Do you trust your instinct, or scrutinize too much?

Dear Readers

Coming to you from Munich: our latest interviews with four exceptional no gloss people!

I’m proud to have interviewed such multi-faceted human beings. The four of them have lived through highs and lows and turned their rollercoaster rides into a source of strength. All of them are, or have been, in the public eye to some extent.

Let me take this opportunity to explain more about what I mean by this somewhat clumsy expression: no gloss people.

For me, no gloss people could just as well be featured in glossy magazines – they often are –

but wherever you encounter them, you’ll hear the strong voice of people that

  • have extraordinary life stories
  • are inspirational in the way they lead their lives
  • go through and survive relatable experiences and don’t make out to be superheroes, out of touch with us mere mortals
  • have opinions – which I don’t necessarily share, nor are they necessarily public opinion
  • foster discussions

Personally, I’m very much of the opinion that we shouldn’t just accept our differences, but that we should in fact support diversity by listening to different points of view. Sometimes we’re just too entrenched in our own beliefs that we reject other opinions or criticisms outright, instead of perhaps adjusting our own position when a good line of reasoning leads us to see things from a different perspective.

We should be moving away from narrow-mindedness, agree?

The four people that I’ve interviewed for April are all from Munich:

They’re no strangers to turns in life, some drastic.

Nina Ruge was the familiar face of Leute heute, ZDF’s TV show about people and society, until she stepped down to have more time for her private life and personal development. Today, she writes books about her own family history and the TV business from an honest and blunt perspective, while at the same time stirring up thoughts on life that we’ve all perhaps had. A contemplative person, she’s a world apart from the glamorous image that still sticks to her.

Leslie Mandoki fled from then-communist Hungary at the age of 22. He dreamed of freedom and found it in Germany, in the rest of the world, and above all, in his spirit.
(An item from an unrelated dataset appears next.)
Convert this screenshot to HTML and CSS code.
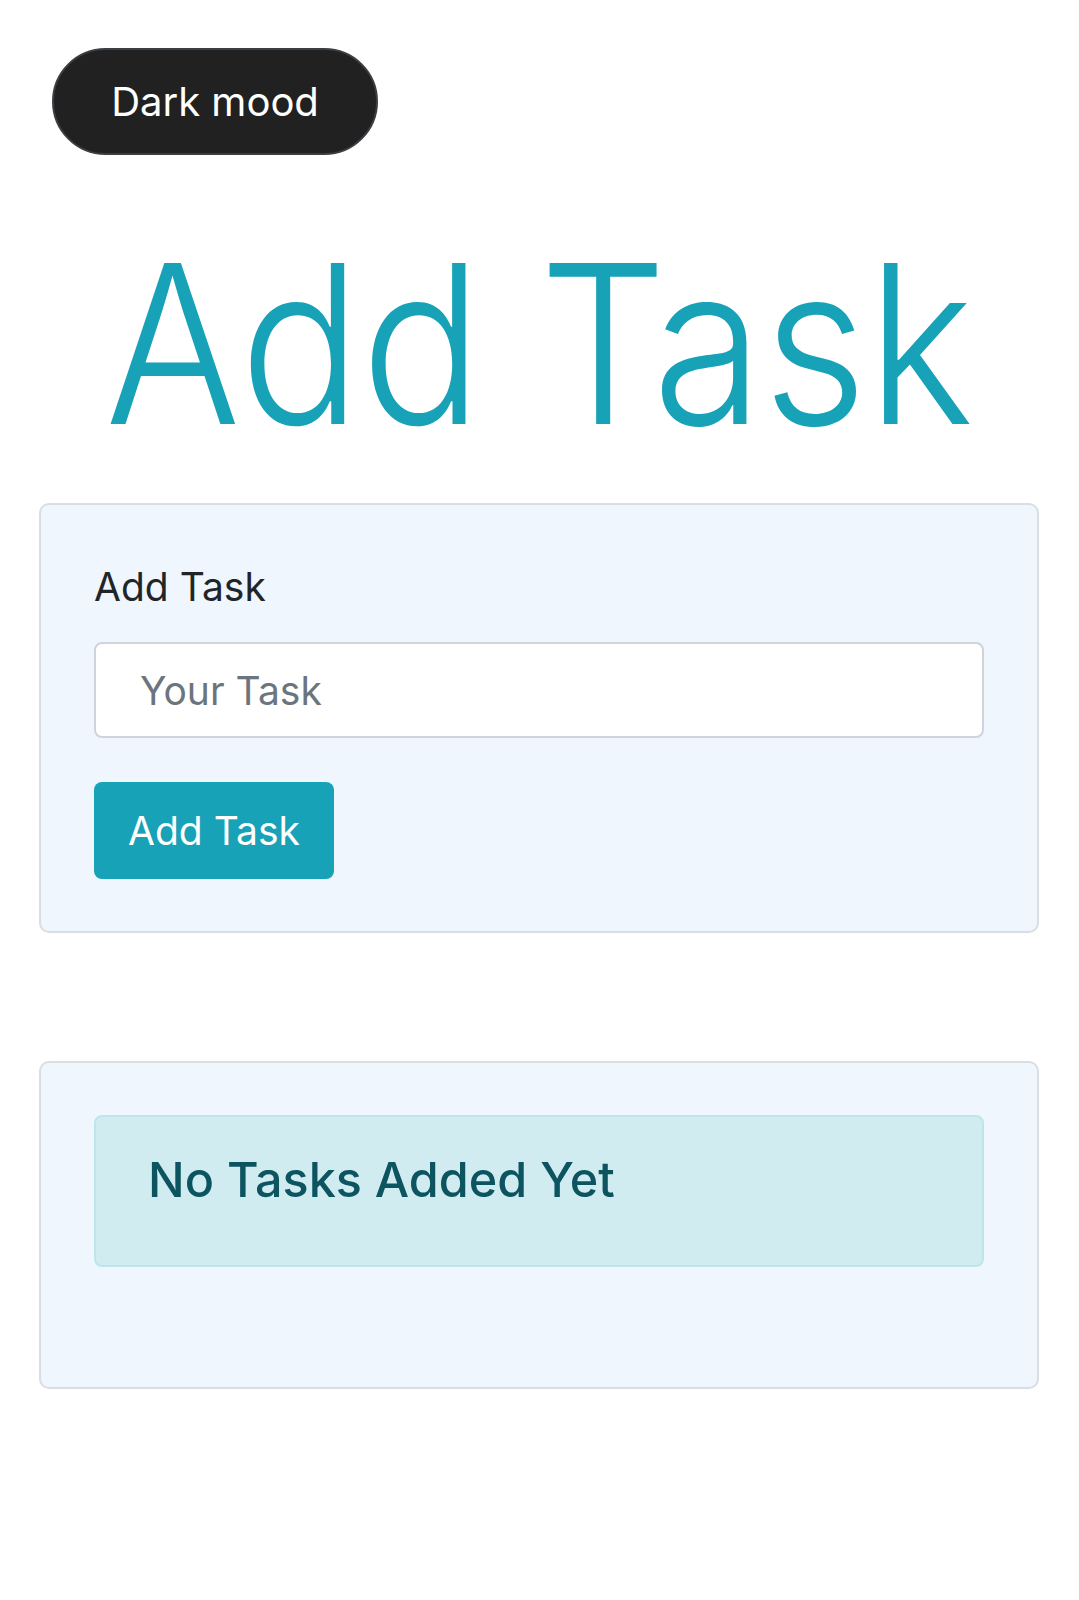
FILE: index.html
```html
<!DOCTYPE html>
<html lang="en">
<head>
<meta charset="utf-8">
<title>Add Task</title>
<link rel="stylesheet" href="styles.css">
</head>
<body>
  <main class="page">
    <button class="mood-btn" type="button">Dark mood</button>
    <h1 class="title"><span class="title-text">Add Task</span></h1>

    <section class="card form-card">
      <label class="field-label" for="task">Add Task</label>
      <input class="field-input" id="task" type="text" placeholder="Your Task">
      <button class="add-btn" type="button">Add Task</button>
    </section>

    <section class="card list-card">
      <div class="alert">
        <h5 class="alert-text">No Tasks Added Yet</h5>
      </div>
    </section>
  </main>
</body>
</html>
```

FILE: styles.css
```css
* {
  box-sizing: border-box;
}

html, body {
  margin: 0;
  padding: 0;
  background: #ffffff;
}

body {
  font-family: "Inter", "Roboto", "Liberation Sans", sans-serif;
  color: #212529;
}

.page {
  width: 1079px;
  padding: 48px 0 0 0;
  display: flex;
  flex-direction: column;
  align-items: flex-start;
}

.mood-btn {
  margin-left: 52px;
  width: 326px;
  height: 107px;
  border-radius: 54px;
  background: #212121;
  border: 2px solid #3a3f44;
  color: #ffffff;
  font-family: inherit;
  font-size: 40px;
  font-weight: 400;
  display: flex;
  align-items: center;
  justify-content: center;
  padding: 0;
}

.title {
  margin: 56px 0 0 0;
  width: 1079px;
  text-align: center;
  font-size: 221px;
  font-weight: 330;
  line-height: 265px;
  color: #17a2b8;
}

.title-text {
  display: inline-block;
  transform: scaleX(0.912);
  transform-origin: center;
}

.card {
  margin-left: 39px;
  width: 1000px;
  border: 2px solid #d9dee3;
  border-radius: 10px;
  background: #eff6fd;
  padding: 52px 53px;
  display: flex;
  flex-direction: column;
  align-items: flex-start;
}

.form-card {
  margin-top: 27px;
}

.field-label {
  font-size: 39px;
  line-height: 60px;
  color: #212529;
}

.field-input {
  margin-top: 25px;
  width: 100%;
  height: 96px;
  border: 2px solid #ced4da;
  border-radius: 8px;
  background: #ffffff;
  padding: 0 44px;
  font-family: inherit;
  font-size: 39px;
  color: #495057;
  outline: none;
}

.field-input::placeholder {
  color: #6c757d;
}

.add-btn {
  margin-top: 44px;
  width: 240px;
  height: 97px;
  border: none;
  border-radius: 8px;
  background: #17a2b8;
  color: #ffffff;
  font-family: inherit;
  font-size: 39px;
  font-weight: 400;
  padding: 0;
  display: flex;
  align-items: center;
  justify-content: center;
}

.list-card {
  margin-top: 128px;
  padding-bottom: 52px;
}

.alert {
  width: 100%;
  margin-bottom: 68px;
  border: 2px solid #bee5eb;
  border-radius: 8px;
  background: #d1ecf1;
  padding: 34px 50px 56px 52px;
}

.alert-text {
  margin: 0;
  font-size: 48.5px;
  font-weight: 500;
  line-height: 57.6px;
  color: #0c5460;
}
```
The man with the distinctive mustache has since made a name for himself as a producer for world-famous musicians. But also as a political networker. Just recently Hungary’s contentious Prime Minister Viktor Orbán met with various German intellectuals in Mandoki’s Starnberg Lake residence, all because he wanted to “understand the German spirit.” Mandoki acted as a link between the two because he understands the dichotomy of the German and Hungarian sides.

During our conversation, Mandoki made a couple of statements that could be deemed politically incorrect. But if you read them carefully, you’ll pick up on the unifying, rather than the dividing, undertones. It’s best to see for yourself here.

And then to Michael von Hassel, who at 40, still has a youthful freshness about him. After a short but successful career in banking, he pursued his passion that all of his illustrious, at least in Germany, ancestors shared: photography. His story seems unreal: his pieces sold so well that he was able to make a living from the very beginning. With his earnings he traveled around the world to places that many people avoid: Serbia, North Korea, the Caucasus. But fate caught up with him: the sudden death of his father was life-changing.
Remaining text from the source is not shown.